A veces para aparentar nos convertimos en alfombras y en otras ocasiones somos incapaces de dar un poco de aliento al compañero y comprender sus razones. Vivimos en situación de beligerancia permanente. Algunos esperan las equivocaciones ajenas para asaltar cuellos y traspasar lindes, para romper las barreras de la cordura… para abanderarse como criaturas perfectas. Nadie es pefecto. Y nuestras ideas no son dogmas. Nadie está obligado a abrazarlas y tragárselas. Nadie tiene que callarse las propias por temor a nuestras palabras, nuestras miradas… nuestras miserias. No somos dioses. Somos vulnerables y cuestionables y nuestra ideología también lo es.

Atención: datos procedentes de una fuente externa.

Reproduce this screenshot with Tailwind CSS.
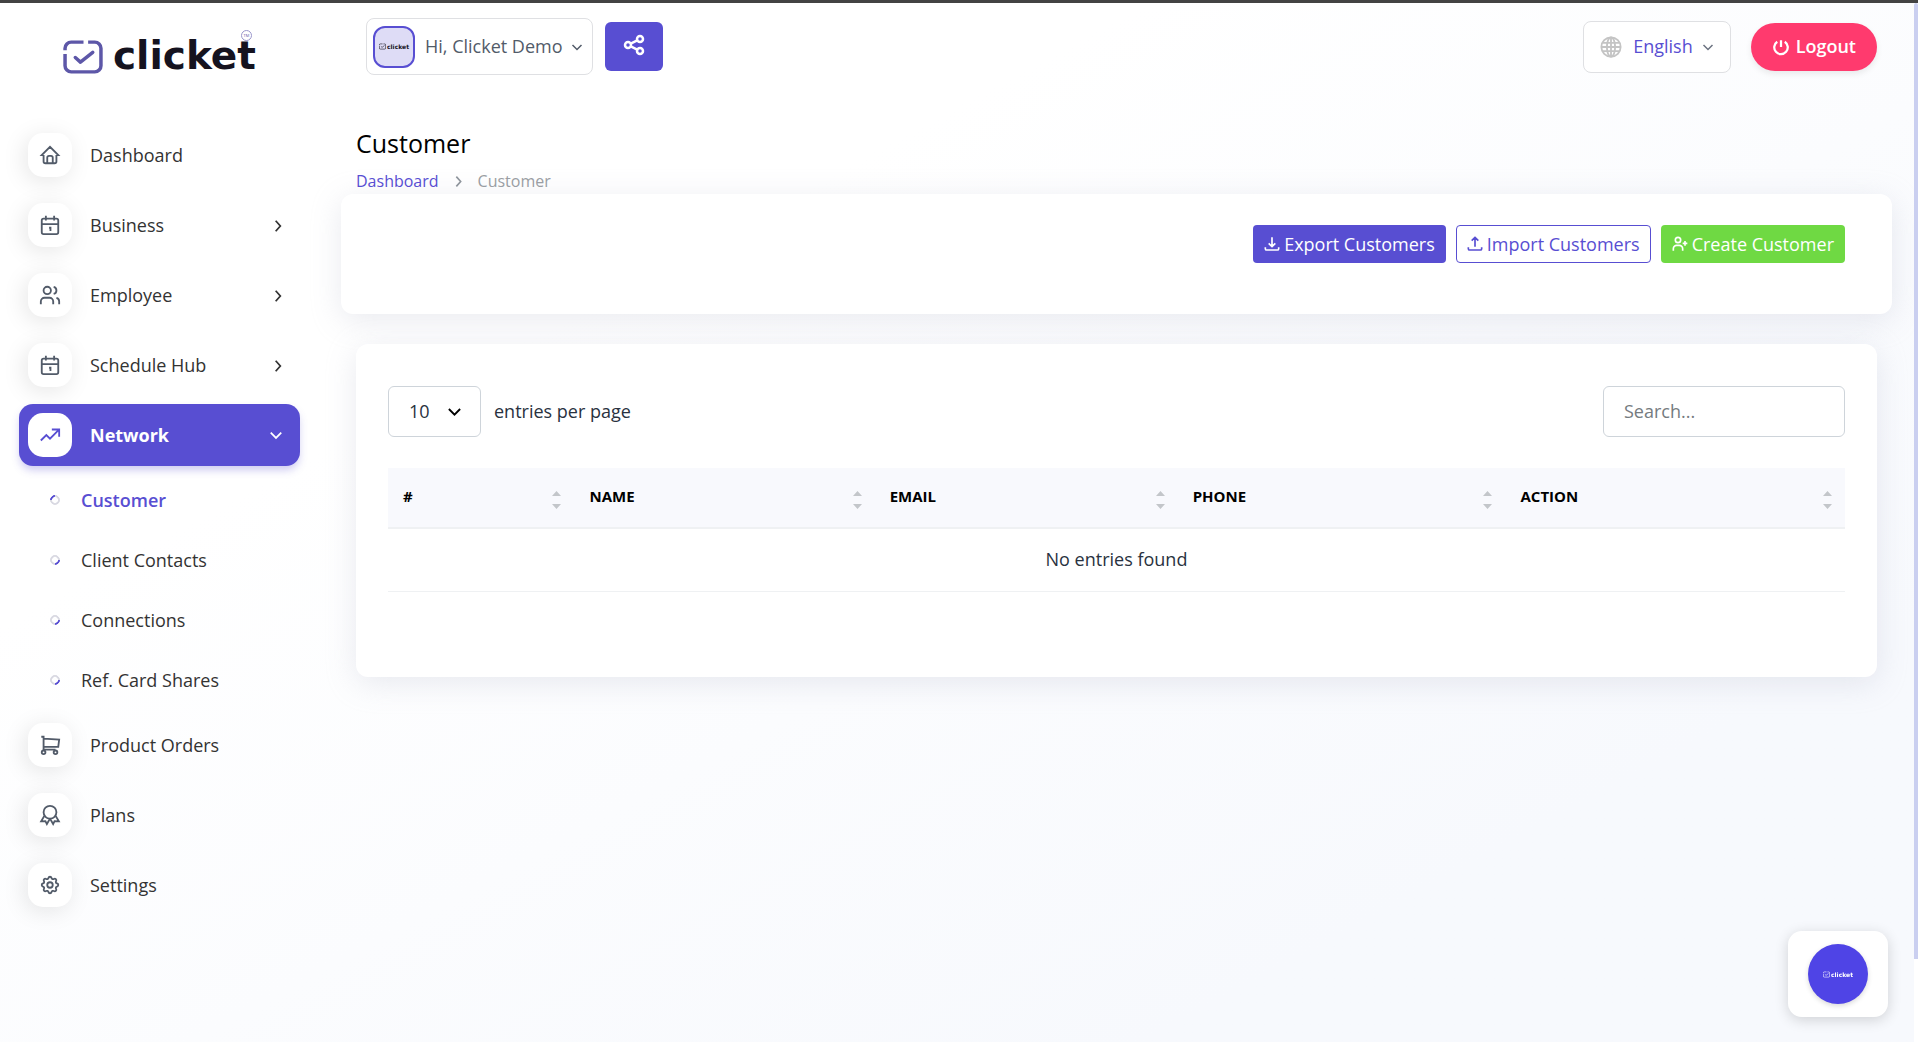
<!DOCTYPE html>
<html lang="en">
  <head>
    <title>Customer - Clicket</title>
    <meta charset="UTF-8" />
    <meta name="viewport" content="width=device-width, initial-scale=1.0" />
    <script src="https://cdn.jsdelivr.net/npm/@tailwindcss/browser@4"></script>
  </head>
  <body class="min-h-screen overflow-x-hidden border-t-3 border-[#434343] bg-linear-to-br from-white from-30% to-[#f7f9fd] to-80% font-['Open_Sans',sans-serif] text-[18px] text-[#293240]">
    <!-- Icon sprite -->
    <svg class="hidden">
      <symbol id="mark" viewBox="0 0 39 33" fill="none" stroke="currentColor" stroke-width="3.4">
        <path d="M2 10V8a6 6 0 0 1 6-6h12M24.500 2H31a6 6 0 0 1 6 6v17a6 6 0 0 1-6 6H8a6 6 0 0 1-6-6V13.500" />
        <path d="M12 17l5 4.500 12-9.500" stroke-linecap="round" stroke-linejoin="round" />
      </symbol>
      <symbol id="home" viewBox="0 0 24 24"><path d="M5 12H3l9-9 9 9h-2M5 12v7a2 2 0 0 0 2 2h10a2 2 0 0 0 2-2v-7M9 21v-6a2 2 0 0 1 2-2h2a2 2 0 0 1 2 2v6" /></symbol>
      <symbol id="calendar" viewBox="0 0 24 24"><rect x="3" y="5" width="18" height="17" rx="2" /><path d="M7.500 2v5M16.500 2v5M3 11h18M11 15h1.500v3.500" /></symbol>
      <symbol id="users" viewBox="0 0 24 24"><circle cx="9" cy="7" r="4" /><path d="M2 22v-3a4 4 0 0 1 4-4h5.500a4 4 0 0 1 4 4v3M16 3.130a4 4 0 0 1 0 7.750M22 22v-3a4 4 0 0 0-3-3.850" /></symbol>
      <symbol id="trending" viewBox="0 0 24 24"><path d="M2 18l6-6 4 4 9-9M14 6h8v8" /></symbol>
      <symbol id="cart" viewBox="0 0 24 24"><circle cx="5" cy="20" r="2" /><circle cx="18" cy="20" r="2" /><path d="M18 17H5V3H2.500M5 5l17 1-1 8H5" /></symbol>
      <symbol id="award" viewBox="0 0 24 24"><circle cx="12" cy="9" r="7" /><path d="M12 16l3.400 5.890 1.600-3.230 4.600.230-3.400-5.890M5.800 13l-3.400 5.890 4.600-.230 1.600 3.230 3.400-5.890" /></symbol>
      <symbol id="settings" viewBox="0 0 24 24"><path d="M10.325 4.317c.426-1.756 2.924-1.756 3.350 0a1.724 1.724 0 0 0 2.573 1.066c1.543-.940 3.310.826 2.370 2.370a1.724 1.724 0 0 0 1.065 2.572c1.756.426 1.756 2.924 0 3.350a1.724 1.724 0 0 0-1.066 2.573c.940 1.543-.826 3.310-2.370 2.370a1.724 1.724 0 0 0-2.572 1.065c-.426 1.756-2.924 1.756-3.350 0a1.724 1.724 0 0 0-2.573-1.066c-1.543.940-3.310-.826-2.370-2.370a1.724 1.724 0 0 0-1.065-2.572c-1.756-.426-1.756-2.924 0-3.350a1.724 1.724 0 0 0 1.066-2.573c-.940-1.543.826-3.310 2.370-2.370 1 .608 2.296.070 2.572-1.065z" /><circle cx="12" cy="12" r="3" /></symbol>
      <symbol id="share" viewBox="0 0 24 24"><circle cx="6" cy="12" r="3" /><circle cx="18" cy="6" r="3" /><circle cx="18" cy="18" r="3" /><path d="M8.700 10.700l6.600-3.400M8.700 13.300l6.600 3.400" /></symbol>
      <symbol id="power" viewBox="0 0 24 24"><path d="M7 5a9 9 0 1 0 10 0M12 3v9" /></symbol>
      <symbol id="globe" viewBox="0 0 24 24"><circle cx="12" cy="12" r="10.500" /><ellipse cx="12" cy="12" rx="4.500" ry="10.500" /><path d="M12 1.500v21M1.500 12h21M3 7.500h18M3 16.500h18" /></symbol>
      <symbol id="download" viewBox="0 0 24 24"><path d="M2 17v2a2 2 0 0 0 2 2h16a2 2 0 0 0 2-2v-2M7 11l5 5 5-5M12 2v14" /></symbol>
      <symbol id="upload" viewBox="0 0 24 24"><path d="M2 17v2a2 2 0 0 0 2 2h16a2 2 0 0 0 2-2v-2M7 7l5-5 5 5M12 3v13" /></symbol>
      <symbol id="user-plus" viewBox="0 0 24 24"><circle cx="9" cy="6" r="4" /><path d="M2 22v-3a5 5 0 0 1 5-5h4a5 5 0 0 1 5 5v3M16 11h7M19.500 7.500v7" /></symbol>
      <symbol id="chevron-right" viewBox="0 0 24 24"><path d="M8 3l8 9-8 9" /></symbol>
      <symbol id="chevron-down" viewBox="0 0 24 24"><path d="M3 8l9 9 9-9" /></symbol>
    </svg>

    <div class="flex items-start">
      <aside class="w-[319px] shrink-0 pb-8">
        <a href="#" class="flex h-[121px] items-start pt-[27px] pl-[63px] text-[#15131f]" aria-label="clicket">
          <svg class="mt-[10px] h-[34px] w-[40px] text-[#5d57a8]"><use href="#mark" /></svg>
          <span class="relative ml-[10px]">
            <span class="block font-['DejaVu_Sans'] text-[39px] leading-[52px] font-bold">clicket</span>
            <span class="absolute top-0 right-1 flex size-[11px] items-center justify-center rounded-full border border-[#9a96cc] text-[4px] leading-none text-[#5d57a8]">TM</span>
          </span>
        </a>

        <nav class="flex flex-col gap-2 pr-[19px] pl-[19px] font-medium text-[#333]">
          <a href="#" class="flex h-[62px] items-center gap-[18px] pr-[15px] pl-[9px]">
            <span class="flex size-11 items-center justify-center rounded-[15px] bg-white text-[#525b69] shadow-[-3px_4px_23px_rgba(0,0,0,0.1)]"><svg class="size-[22px] fill-none stroke-current stroke-2"><use href="#home" /></svg></span>
            Dashboard
          </a>
          <a href="#" class="flex h-[62px] items-center gap-[18px] pr-[15px] pl-[9px]">
            <span class="flex size-11 items-center justify-center rounded-[15px] bg-white text-[#525b69] shadow-[-3px_4px_23px_rgba(0,0,0,0.1)]"><svg class="size-[22px] fill-none stroke-current stroke-2"><use href="#calendar" /></svg></span>
            Business
            <svg class="mt-[2px] ml-auto size-[14px] fill-none stroke-current stroke-3"><use href="#chevron-right" /></svg>
          </a>
          <a href="#" class="flex h-[62px] items-center gap-[18px] pr-[15px] pl-[9px]">
            <span class="flex size-11 items-center justify-center rounded-[15px] bg-white text-[#525b69] shadow-[-3px_4px_23px_rgba(0,0,0,0.1)]"><svg class="size-[22px] fill-none stroke-current stroke-2"><use href="#users" /></svg></span>
            Employee
            <svg class="mt-[2px] ml-auto size-[14px] fill-none stroke-current stroke-3"><use href="#chevron-right" /></svg>
          </a>
          <a href="#" class="flex h-[62px] items-center gap-[18px] pr-[15px] pl-[9px]">
            <span class="flex size-11 items-center justify-center rounded-[15px] bg-white text-[#525b69] shadow-[-3px_4px_23px_rgba(0,0,0,0.1)]"><svg class="size-[22px] fill-none stroke-current stroke-2"><use href="#calendar" /></svg></span>
            Schedule Hub
            <svg class="mt-[2px] ml-auto size-[14px] fill-none stroke-current stroke-3"><use href="#chevron-right" /></svg>
          </a>
          <div>
            <a href="#" class="flex h-[62px] items-center gap-[18px] rounded-[14px] bg-[#584ed2] pr-[17px] pl-[9px] font-bold text-white shadow-[0_5px_8px_-1px_rgba(88,78,210,0.3)]">
              <span class="flex size-11 items-center justify-center rounded-[15px] bg-white text-[#584ed2]"><svg class="size-[22px] fill-none stroke-current stroke-2"><use href="#trending" /></svg></span>
              Network
              <svg class="ml-auto size-[14px] fill-none stroke-current stroke-3"><use href="#chevron-down" /></svg>
            </a>
            <ul class="mt-1 -mb-1 pl-[31px] font-normal">
              <li><a href="#" class="flex h-[60px] items-center gap-[21px] font-semibold text-[#584ed2]"><span class="size-[10px] rotate-45 rounded-full border-2 border-[#d9d9e2] border-l-[#584ed2]"></span>Customer</a></li>
              <li><a href="#" class="flex h-[60px] items-center gap-[21px]"><span class="size-[10px] rotate-45 rounded-full border-2 border-[#d9d9e2] border-r-[#584ed2]"></span>Client Contacts</a></li>
              <li><a href="#" class="flex h-[60px] items-center gap-[21px]"><span class="size-[10px] rotate-45 rounded-full border-2 border-[#d9d9e2] border-r-[#584ed2]"></span>Connections</a></li>
              <li><a href="#" class="flex h-[60px] items-center gap-[21px]"><span class="size-[10px] rotate-45 rounded-full border-2 border-[#d9d9e2] border-r-[#584ed2]"></span>Ref. Card Shares</a></li>
            </ul>
          </div>
          <a href="#" class="flex h-[62px] items-center gap-[18px] pr-[15px] pl-[9px]">
            <span class="flex size-11 items-center justify-center rounded-[15px] bg-white text-[#525b69] shadow-[-3px_4px_23px_rgba(0,0,0,0.1)]"><svg class="size-[22px] fill-none stroke-current stroke-2"><use href="#cart" /></svg></span>
            Product Orders
          </a>
          <a href="#" class="flex h-[62px] items-center gap-[18px] pr-[15px] pl-[9px]">
            <span class="flex size-11 items-center justify-center rounded-[15px] bg-white text-[#525b69] shadow-[-3px_4px_23px_rgba(0,0,0,0.1)]"><svg class="size-[22px] fill-none stroke-current stroke-2"><use href="#award" /></svg></span>
            Plans
          </a>
          <a href="#" class="flex h-[62px] items-center gap-[18px] pr-[15px] pl-[9px]">
            <span class="flex size-11 items-center justify-center rounded-[15px] bg-white text-[#525b69] shadow-[-3px_4px_23px_rgba(0,0,0,0.1)]"><svg class="size-[22px] fill-none stroke-current stroke-2"><use href="#settings" /></svg></span>
            Settings
          </a>
        </nav>
      </aside>

      <div class="min-w-0 flex-1 pr-[41px] pl-[37px]">
        <header class="flex h-[87px] items-center pl-[10px]">
          <button type="button" class="flex h-[57px] items-center rounded-lg border border-[#dfe0e3] bg-white px-[6px] text-[#525b69]">
            <span class="flex size-[42px] items-center justify-center gap-px rounded-xl border-2 border-[#584ed2] bg-[#dedcf6] font-['DejaVu_Sans'] text-[6px] font-bold text-[#15131f]"><svg class="size-[7px]"><use href="#mark" /></svg>clicket</span>
            <span class="ml-[10px]">Hi, Clicket Demo</span>
            <svg class="mr-[3px] ml-2 size-3 fill-none stroke-current stroke-3"><use href="#chevron-down" /></svg>
          </button>
          <button type="button" aria-label="Share" class="ml-3 flex h-[49px] w-[58px] items-center justify-center rounded-md bg-[#584ed2] pb-1 text-white">
            <svg class="size-6 fill-none stroke-current stroke-[2.5]"><use href="#share" /></svg>
          </button>
          <button type="button" class="ml-auto flex h-[52px] items-center rounded-lg border border-[#dfe0e3] bg-white px-4 text-[#584ed2]">
            <svg class="size-[22px] fill-none stroke-[#c4c4c4] stroke-2"><use href="#globe" /></svg>
            <span class="ml-[11px]">English</span>
            <svg class="ml-[9px] size-3 fill-none stroke-[#6b7280] stroke-3"><use href="#chevron-down" /></svg>
          </button>
          <button type="button" class="ml-5 flex h-12 items-center gap-[6px] rounded-full bg-[#ff3a6e] px-[21px] font-semibold text-white shadow-[0_3px_6px_rgba(0,0,0,0.08)]">
            <svg class="size-[18px] fill-none stroke-current stroke-3"><use href="#power" /></svg>
            Logout
          </button>
        </header>

        <main class="pt-[37px]">
          <h1 class="text-[25px] leading-8 font-medium text-black">Customer</h1>
          <nav class="mt-[10px] flex items-center text-base leading-6">
            <a href="#" class="text-[#584ed2]">Dashboard</a>
            <svg class="mx-[13px] size-[13px] fill-none stroke-[#8f959c] stroke-3"><use href="#chevron-right" /></svg>
            <span class="text-[#9a9ea3]">Customer</span>
          </nav>

          <section class="-mx-[15px] mt-px flex h-[120px] items-start justify-end gap-[10px] rounded-xl bg-white px-[47px] pt-[31px] shadow-[0_6px_30px_rgba(182,186,203,0.3)]">
            <button type="button" class="flex h-[38px] items-center gap-1 rounded bg-[#584ed2] px-[11px] font-medium text-white">
              <svg class="size-4 fill-none stroke-current stroke-[2.5]"><use href="#download" /></svg>Export Customers
            </button>
            <button type="button" class="flex h-[38px] items-center gap-1 rounded border border-[#584ed2] px-[10px] text-[#584ed2]">
              <svg class="size-4 fill-none stroke-current stroke-[2.5]"><use href="#upload" /></svg>Import Customers
            </button>
            <button type="button" class="flex h-[38px] items-center gap-1 rounded bg-[#6fd943] px-[11px] font-medium text-white">
              <svg class="size-4 fill-none stroke-current stroke-[2.5]"><use href="#user-plus" /></svg>Create Customer
            </button>
          </section>

          <section class="mt-[30px] rounded-xl bg-white px-8 pt-[42px] pb-[85px] shadow-[0_6px_30px_rgba(182,186,203,0.3)]">
            <div class="flex items-center">
              <div class="relative">
                <select id="per-page" class="h-[51px] w-[93px] appearance-none rounded-md border border-[#ced4da] bg-white pl-5">
                  <option>10</option>
                  <option>25</option>
                  <option>50</option>
                </select>
                <svg class="pointer-events-none absolute top-[18px] right-[19px] size-[15px] fill-none stroke-black stroke-3"><use href="#chevron-down" /></svg>
              </div>
              <label for="per-page" class="ml-[13px]">entries per page</label>
              <input type="search" aria-label="Search" placeholder="Search..." class="ml-auto h-[51px] w-[242px] rounded-md border border-[#ced4da] bg-white px-5 pb-[2px] placeholder:text-[#757b80]" />
            </div>

            <table class="mt-[31px] w-full table-fixed">
              <thead>
                <tr class="h-[60px] border-b-2 border-[#eff1f3] bg-[#f8f9fd] text-left text-[15px] font-bold text-black">
                  <th class="w-[12.8%] pr-[13px] pb-[2px] pl-[15px]"><span class="flex items-center justify-between"># <svg class="mt-[6px] h-[18px] w-[9px] fill-[#c3c6ca]"><path d="M0 5L4.500 0 9 5zM0 13h9L4.500 18z" /></svg></span></th>
                  <th class="w-[20.6%] pr-[13px] pb-[2px] pl-[15px]"><span class="flex items-center justify-between">NAME <svg class="mt-[6px] h-[18px] w-[9px] fill-[#c3c6ca]"><path d="M0 5L4.500 0 9 5zM0 13h9L4.500 18z" /></svg></span></th>
                  <th class="w-[20.8%] pr-[13px] pb-[2px] pl-[15px]"><span class="flex items-center justify-between">EMAIL <svg class="mt-[6px] h-[18px] w-[9px] fill-[#c3c6ca]"><path d="M0 5L4.500 0 9 5zM0 13h9L4.500 18z" /></svg></span></th>
                  <th class="w-[22.500%] pr-[13px] pb-[2px] pl-[15px]"><span class="flex items-center justify-between">PHONE <svg class="mt-[6px] h-[18px] w-[9px] fill-[#c3c6ca]"><path d="M0 5L4.500 0 9 5zM0 13h9L4.500 18z" /></svg></span></th>
                  <th class="pr-[13px] pb-[2px] pl-[15px]"><span class="flex items-center justify-between">ACTION <svg class="mt-[6px] h-[18px] w-[9px] fill-[#c3c6ca]"><path d="M0 5L4.500 0 9 5zM0 13h9L4.500 18z" /></svg></span></th>
                </tr>
              </thead>
              <tbody>
                <tr class="h-[63px] border-b border-[#eff1f3]">
                  <td colspan="5" class="text-center">No entries found</td>
                </tr>
              </tbody>
            </table>
          </section>
        </main>
      </div>
    </div>

    <!-- Page scrollbar -->
    <div class="fixed top-[3px] right-0 bottom-0 w-1 bg-white"><div class="h-[92%] rounded-t-sm bg-[#cacff0]"></div></div>

    <!-- Floating launcher -->
    <div class="fixed right-[30px] bottom-[25px] rounded-[14px] bg-white px-5 py-[13px] shadow-[0_3px_14px_rgba(0,0,0,0.16)]">
      <button type="button" class="flex size-[60px] items-center justify-center gap-px rounded-full bg-[#4f44e6] font-['DejaVu_Sans'] text-[6px] font-bold text-white shadow-[0_2px_5px_rgba(0,0,0,0.15)]"><svg class="size-[7px]"><use href="#mark" /></svg>clicket</button>
    </div>
  </body>
</html>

Hablemos de miedo. Hemos subido mucho el tono. Hay ganas de mordisco, de clavar canino… se nota. Y da pena, mucha. Los gritos no nos dan más verdad que la que está dispuesto a aceptar quien nos escucha. Los gestos violentos y ofensivos no nos hacen más fuertes ni mejores; nos restan sustancia, credibilidad… nos quitan un poco eso que hace que las palabras fluyan… ¿Nos asusta ponernos a prueba a nosotros y a nuestras ideas?… ¿no nos fiamos de nuestros credos?
Hay mucha pugna en cada «buenos días» y mucho vinagre en algunas pupilas. La presión nos va a hacer saltar las memorias y los botones que nos abrochan la cordura, el ánimo, el atino… nos va dejar desnudos y desvalidos. Nos va a recordar de golpe que tenemos ídolos de arena a los que rendimos culto más allá de lo necesario. Y no hay mayor duelo que no escucharse, que no purgar miedos y no ser capaz de pensar que hay otras verdades posibles… sencillamente porque hay otras personas y sus emociones cuentan.
Hablemos de valor. Seamos capaces de callar y que no nos salga la bilis por las orejas. Capaces de no transpirar sulfuro, no almacenar viento a la espera de que nos toque turno de abrir la boca. Escuchemos más allá de los oidos. Trasladémonos a otras realidades… recordemos que nuestro tiempo es finito pero nuestra capacidad de comprender inmensa.
Hablemos de respeto. Es un ejercicio complicado, pero el reto merece la pena.